Chess doesn't make harmonic sounds when played. 

Both chess and music can be expressed in numerical notation.

fianchetto123
[COMMENT DELETED]
GenghisCant

Ŷ

fianchetto123 wrote:

you sound like an ignorant highschooler who appreciates only some stupid rock music and considers yourself smart by posting it in a chess forum. And makes bad jokes...

 

fianchetto123: Am I right? 

mhchess13: No!!!!

 

...and is a liar.

What a guy, coming on the forum to abuse a kid in 8th grade. Look everybody, look how cool he is.

waffllemaster

Both involve pattern recognition.  To be very good, both require a lot of technical skill but to be great both require creativity a and drive to make a piece/game your own/unique.

To contrast, great music can be appreciated by non-musicians who, even though they cannot play themselves, can distinguish between a good and a great player.  In chess this is not so.  All players above ~400 points in skill to you are indistinguishably good.  Similarly in music when you hit a bad note anyone can tell.  In chess you can blunder and never know it!

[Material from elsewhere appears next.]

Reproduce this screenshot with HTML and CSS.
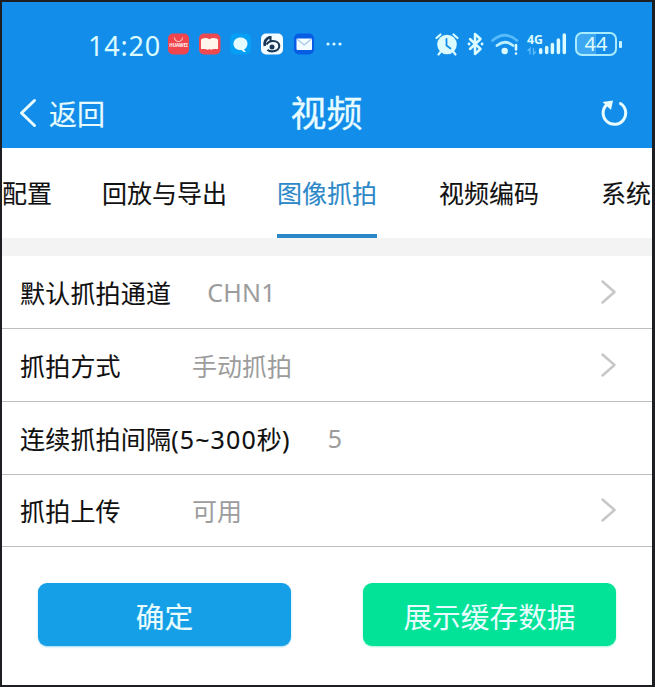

Prodigies appear in both.  Both are rewarding and challenging enough to be enjoyed for a lifetime.

fissionfowl
waffllemaster wrote:

 a and drive to make a piece/game your own/unique.

Well I doubt many chess players sit at the board thinking "how can I make this game unique", and if they are they won't be very good.

waffllemaster

I believe that if you're merely technically proficient you'll never be a great player.  All strong GMs, especially world champions, have contributed to chess theory in some way.  This is what I mean by making the game your own.

Even as unskilled as I am, I've started to form certain ideas about the game... I have my own interpretation or ideas in certain positions and I'll readily disagree with a book or computer.  This seems to be something very new and undeveloped, but I'm sure it only grows as a person gets better.

fissionfowl
waffllemaster wrote:

I believe that if you're merely technically proficient you'll never be a great player.  All strong GMs, especially world champions, have contributed to chess theory in some way.  This is what I mean by making the game your own.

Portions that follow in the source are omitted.